Copy out the whole listing exactly as written, leaving the pictures behind.
START DATASET SECTION
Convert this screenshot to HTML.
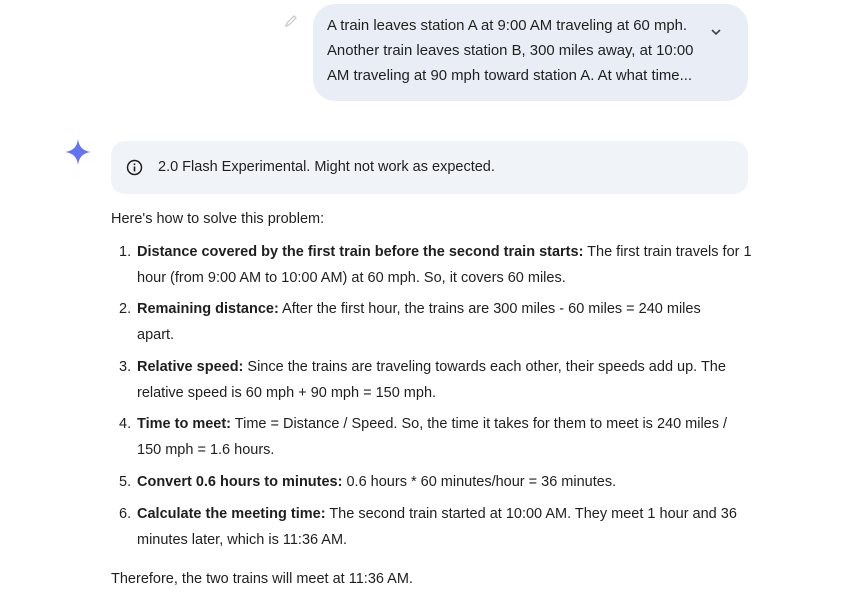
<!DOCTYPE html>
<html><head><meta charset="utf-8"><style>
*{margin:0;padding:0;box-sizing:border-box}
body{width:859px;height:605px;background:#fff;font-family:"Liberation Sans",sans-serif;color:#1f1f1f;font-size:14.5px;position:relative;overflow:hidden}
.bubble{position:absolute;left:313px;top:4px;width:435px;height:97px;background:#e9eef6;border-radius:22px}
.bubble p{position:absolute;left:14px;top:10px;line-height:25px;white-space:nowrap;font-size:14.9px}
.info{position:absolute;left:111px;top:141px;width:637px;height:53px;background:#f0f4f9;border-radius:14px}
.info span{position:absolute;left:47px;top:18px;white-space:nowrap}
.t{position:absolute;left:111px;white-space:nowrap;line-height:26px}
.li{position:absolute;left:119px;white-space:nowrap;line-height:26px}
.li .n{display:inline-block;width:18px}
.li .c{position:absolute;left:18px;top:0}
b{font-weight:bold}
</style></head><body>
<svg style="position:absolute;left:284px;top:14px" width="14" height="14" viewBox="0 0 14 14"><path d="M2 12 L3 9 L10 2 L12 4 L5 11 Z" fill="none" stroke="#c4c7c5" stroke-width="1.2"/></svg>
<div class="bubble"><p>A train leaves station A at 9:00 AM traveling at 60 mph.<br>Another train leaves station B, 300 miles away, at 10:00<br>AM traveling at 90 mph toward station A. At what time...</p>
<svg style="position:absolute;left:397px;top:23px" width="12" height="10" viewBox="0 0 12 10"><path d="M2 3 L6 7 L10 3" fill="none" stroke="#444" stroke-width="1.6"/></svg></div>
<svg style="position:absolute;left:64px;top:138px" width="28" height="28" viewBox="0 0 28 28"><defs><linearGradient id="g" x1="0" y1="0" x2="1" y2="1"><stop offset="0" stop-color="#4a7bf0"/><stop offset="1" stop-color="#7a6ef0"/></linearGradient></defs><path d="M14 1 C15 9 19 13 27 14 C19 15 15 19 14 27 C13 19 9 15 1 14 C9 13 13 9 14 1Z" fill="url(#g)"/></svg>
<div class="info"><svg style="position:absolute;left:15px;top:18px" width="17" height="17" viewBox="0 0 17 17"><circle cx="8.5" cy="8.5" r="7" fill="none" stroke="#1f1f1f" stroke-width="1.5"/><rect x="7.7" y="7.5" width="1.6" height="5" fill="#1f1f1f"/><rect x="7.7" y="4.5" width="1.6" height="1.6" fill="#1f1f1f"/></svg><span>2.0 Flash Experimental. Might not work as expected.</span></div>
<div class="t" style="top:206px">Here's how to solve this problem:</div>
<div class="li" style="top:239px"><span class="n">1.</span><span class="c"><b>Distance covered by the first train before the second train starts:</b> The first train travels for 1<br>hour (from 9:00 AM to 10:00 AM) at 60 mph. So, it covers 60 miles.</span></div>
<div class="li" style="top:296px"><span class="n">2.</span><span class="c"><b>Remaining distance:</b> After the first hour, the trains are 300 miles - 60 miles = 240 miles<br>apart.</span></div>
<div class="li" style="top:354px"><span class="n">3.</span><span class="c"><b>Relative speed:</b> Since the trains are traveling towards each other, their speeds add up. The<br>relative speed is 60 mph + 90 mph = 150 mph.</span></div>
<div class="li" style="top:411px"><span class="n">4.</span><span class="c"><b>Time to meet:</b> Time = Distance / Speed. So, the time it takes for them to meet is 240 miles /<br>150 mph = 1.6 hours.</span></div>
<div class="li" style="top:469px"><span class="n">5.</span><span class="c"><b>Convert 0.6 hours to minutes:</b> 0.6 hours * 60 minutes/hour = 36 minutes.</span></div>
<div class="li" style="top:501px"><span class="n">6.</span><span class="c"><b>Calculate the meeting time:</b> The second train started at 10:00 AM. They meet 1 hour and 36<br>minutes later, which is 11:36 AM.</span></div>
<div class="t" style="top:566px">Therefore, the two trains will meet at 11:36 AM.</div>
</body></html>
END DATASET SECTION
## SOLUTION BELOW:
Convert this screenshot to HTML.
<!DOCTYPE html>
<html><head><meta charset="utf-8"><style>
*{margin:0;padding:0;box-sizing:border-box}
body{width:859px;height:605px;background:#fff;font-family:"Liberation Sans",sans-serif;color:#1f1f1f;font-size:14.5px;position:relative;overflow:hidden}
.bubble{position:absolute;left:313px;top:4px;width:435px;height:97px;background:#e9eef6;border-radius:22px}
.bubble p{position:absolute;left:14px;top:10px;line-height:25px;white-space:nowrap;font-size:14.9px}
.info{position:absolute;left:111px;top:141px;width:637px;height:53px;background:#f0f4f9;border-radius:14px}
.info span{position:absolute;left:47px;top:18px;white-space:nowrap}
.t{position:absolute;left:111px;white-space:nowrap;line-height:26px}
.li{position:absolute;left:119px;white-space:nowrap;line-height:26px}
.li .n{display:inline-block;width:18px}
.li .c{position:absolute;left:18px;top:0}
b{font-weight:bold}
</style></head><body>
<svg style="position:absolute;left:284px;top:14px" width="14" height="14" viewBox="0 0 14 14"><path d="M2 12 L3 9 L10 2 L12 4 L5 11 Z" fill="none" stroke="#c4c7c5" stroke-width="1.2"/></svg>
<div class="bubble"><p>A train leaves station A at 9:00 AM traveling at 60 mph.<br>Another train leaves station B, 300 miles away, at 10:00<br>AM traveling at 90 mph toward station A. At what time...</p>
<svg style="position:absolute;left:397px;top:23px" width="12" height="10" viewBox="0 0 12 10"><path d="M2 3 L6 7 L10 3" fill="none" stroke="#444" stroke-width="1.6"/></svg></div>
<svg style="position:absolute;left:64px;top:138px" width="28" height="28" viewBox="0 0 28 28"><defs><linearGradient id="g" x1="0" y1="0" x2="1" y2="1"><stop offset="0" stop-color="#4a7bf0"/><stop offset="1" stop-color="#7a6ef0"/></linearGradient></defs><path d="M14 1 C15 9 19 13 27 14 C19 15 15 19 14 27 C13 19 9 15 1 14 C9 13 13 9 14 1Z" fill="url(#g)"/></svg>
<div class="info"><svg style="position:absolute;left:15px;top:18px" width="17" height="17" viewBox="0 0 17 17"><circle cx="8.5" cy="8.5" r="7" fill="none" stroke="#1f1f1f" stroke-width="1.5"/><rect x="7.7" y="7.5" width="1.6" height="5" fill="#1f1f1f"/><rect x="7.7" y="4.5" width="1.6" height="1.6" fill="#1f1f1f"/></svg><span>2.0 Flash Experimental. Might not work as expected.</span></div>
<div class="t" style="top:206px">Here's how to solve this problem:</div>
<div class="li" style="top:239px"><span class="n">1.</span><span class="c"><b>Distance covered by the first train before the second train starts:</b> The first train travels for 1<br>hour (from 9:00 AM to 10:00 AM) at 60 mph. So, it covers 60 miles.</span></div>
<div class="li" style="top:296px"><span class="n">2.</span><span class="c"><b>Remaining distance:</b> After the first hour, the trains are 300 miles - 60 miles = 240 miles<br>apart.</span></div>
<div class="li" style="top:354px"><span class="n">3.</span><span class="c"><b>Relative speed:</b> Since the trains are traveling towards each other, their speeds add up. The<br>relative speed is 60 mph + 90 mph = 150 mph.</span></div>
<div class="li" style="top:411px"><span class="n">4.</span><span class="c"><b>Time to meet:</b> Time = Distance / Speed. So, the time it takes for them to meet is 240 miles /<br>150 mph = 1.6 hours.</span></div>
<div class="li" style="top:469px"><span class="n">5.</span><span class="c"><b>Convert 0.6 hours to minutes:</b> 0.6 hours * 60 minutes/hour = 36 minutes.</span></div>
<div class="li" style="top:501px"><span class="n">6.</span><span class="c"><b>Calculate the meeting time:</b> The second train started at 10:00 AM. They meet 1 hour and 36<br>minutes later, which is 11:36 AM.</span></div>
<div class="t" style="top:566px">Therefore, the two trains will meet at 11:36 AM.</div>
</body></html>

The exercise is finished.